Unprotected speech is a category of communication that likely would result in an immediate disturbance of the peace or potential for bodily harm to an individual.

 

“Some categories of unprotected speech are incitement to immediate violence or unlawful action, which I don’t think any reasonable person could argue is present in the fliers. … There’s also defamation, libel and slander, which the flier wouldn’t fall under,” Cohn said. “There is the doctrine of fighting words, which applies to face-to-face verbal epithets, such as racial slurs, that would incite one to violence on the spot. These were fliers, so they wouldn’t count there. Then there’s also true threats and intimidation, which requires some kind of serious expression to do some kind of grave bodily harm to somebody. Obviously these posters, as distasteful as some may find them, don’t fall under any category of unprotected speech.”

 

While students’ freedom of speech is guaranteed on college campuses, some universities do have policies to regulate the use of their bulletin boards.

 

The Jambar is not aware of the placement of every example of the fliers and the potential effect the placement would have on the legality of their removal.

 

As far as The Jambar has been able to ascertain, YSU does not have policies explicitly banning material from bulletin boards some might find offensive, but does have a policy in Article 3, Section 8 of the Code of Student Rights, Responsibilities and Conduct that states, “Physical abuse, verbal abuse, threats, intimidation, harassment, stalking, bullying and/or coercion which endangers or tends to endanger the safety, health or life of any person (including self)” are violations of student conduct.
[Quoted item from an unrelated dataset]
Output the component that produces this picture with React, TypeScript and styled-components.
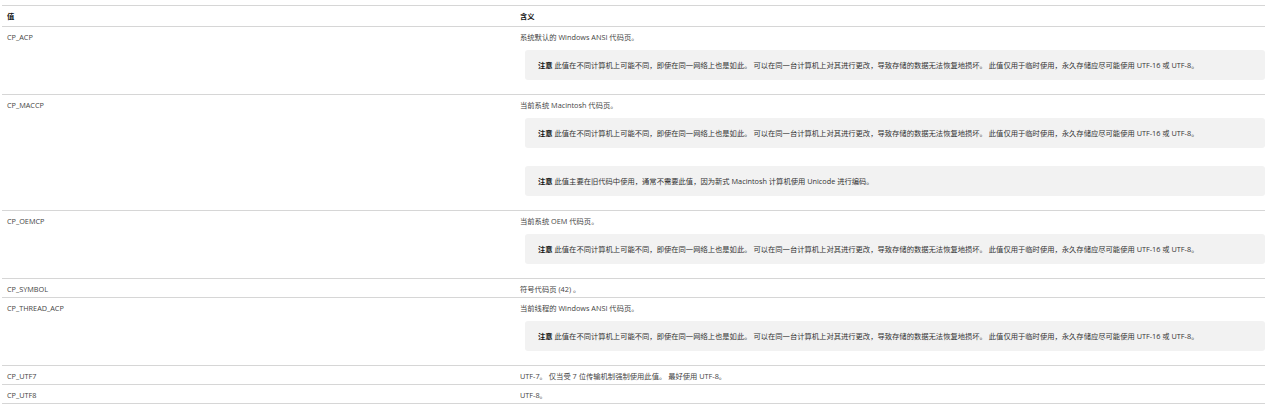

Based on one’s interpretation, the fliers could fall under one of those categories.

 

Barring an explicit exemption, however, Cohn doesn’t believe the fliers should have been removed.

 

“It’s hard to say definitively because I’m not in the administrator’s head … but if the fliers were removed simply because someone found them offensive, then yes, that certainly runs afoul of both the letter and the spirit of the law,” he said.

 

Despite this potential legal issue for the university, the students on campus who were targeted by the fliers’ message still express the feeling of being accosted.

 

YSUnity, Youngstown State University’s LGBT+ student organization, advised their members to respond in a measured and responsible way to the fliers. Tim Bortner, president of YSUnity, claimed the fliers were an example of the sort of bullying his organization stands against.

 

“As an organization, we support everyone on this campus, whether they’re LGBTQIA or straight allies. This group is a supportive group for everyone and this campus is supposed to be a safe place for everyone to be themselves. YSUnity does not support any kind of hate like this against our community, against the straight community or against any other community operating on this campus,” Bortner said.

 

David Nickell, a graduate student, said he believes opinions like those found in the flier corrode the progress made by those seeking a more accepting campus.

 

“It’s a shame how one person — or a small group of people — must hide behind anonymity to insult or degrade a minority group that already faces this brand of intolerance every day. By not taking ownership, the culprit demonstrates not only ignorance, but also cowardice, and degrades YSU’s longstanding pride for and commitment to diversity,” Nickell said.

 

Several students and faculty, many with expressions of disgust accompanying the image, passed an image of the flier around social media.

 

While the First Amendment allows for uncomfortable and offensive speech in public places, Cohn said he believes these freedoms to be conducive to a stronger learning environment.

 

“A university campus is quintessentially the place for the rough and tumble of conflicting ideas and viewpoints. If you go to college and you aren’t offended by something, chances are you didn’t learn as much as you should have,” Cohn said. “Frankly, parents and introspective students should be looking for that … it’s so integral to the soul and purpose of a university that trying to squelch it in the name of recruiting would seem to me to be going about things fairly backwards.”

 

The Jambar will continue to investigate the placing of the fliers and policies relevent to the removal.